Право, не грязная работа, и пробензиненные авиамеханики с некоторой завистью смотрели на «фотиков». Они всегда в начищенных сапогах, в шинелях с блестящими пуговицами, причесанные и даже пахнущие тройным одеколоном. Впрочем, встречались мы редко. Нам, «технарям», устававшим до чертиков, было недосуг интересоваться житьем-бытьем, работой других служб. Порой уставали настолько, что, вернувшись от самолетов в гарнизон, в свою казарму, быстро сбрасывали сапоги и, уткнувшись носом в подушку, засыпали как убитые. Нас будили товарищи, зовя на ужин. Мы гневно мычали: «Дай поспать!» И пропускали очередной заход в столовую. В жаркую летнюю пору, когда в тыл к немцам улетали несколько экипажей разведчиков и каждый возвращался с рулоном отснятой пленки, доставалось и «фотикам».

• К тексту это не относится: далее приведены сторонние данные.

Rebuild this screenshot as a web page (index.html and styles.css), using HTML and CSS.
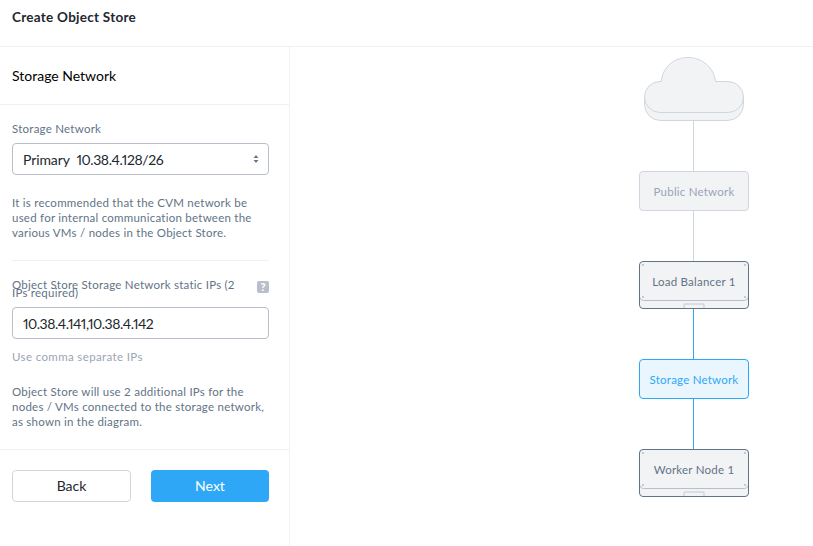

– И не только им, моим подчиненным, – уточнил начальник разведки. – Бессонная ночь наступала для эскадрильских радистов. Они передавали разведдонесения в Москву. Одновременно принимали приказы на предстоящие полеты и прочее. Не представляю, когда они отдыхали.

– Помнится, в авиакатастрофе на аэродроме в Монино погиб фотоспециалист. Что случилось? Я стоял в почетном карауле.

– Добрая ему память, – с грустью сказал Морозов. – Это был Николай Галушин. Знаешь, он был «зайцем» в бомбардировщике, подсаженный по моему указанию. Ему поручалось опробовать установку цветной аэрофотосъемки. Важное новшество по тем временам. Мы имели специальную лабораторию для этой цели. В ней работали некоторые гражданские специалисты-москвичи. Но катастрофа оборвала наш эксперимент. К нему не возвращались всю войну. Зато занимались усовершенствованием техники, наши рационализаторы предложили аппарат для ночной съемки, качающуюся фотоустановку. Не кустарно на фронте, а в заводских условиях стали оснащать современным фотооборудованием наши самолеты, хотя они выпускались как «бомберы».

– А что же было самым ценным в работе «фотиков»? Чего мы не знали?

– В Главное разведуправление ВВС отправлялись наши фотодонесения с обозначенными на фотосхемах условными знаками. Они указывали на раскрытые с воздуха огневые точки противника, танковые и прочие препятствия. Словом, оборона фашистов. В Москве эти условные знаки переносились на крупномасштабные карты. Они рассылались по штабам наземных войск и – что важно – выдавались на предстоящий бой офицерам вплоть до командиров взводов.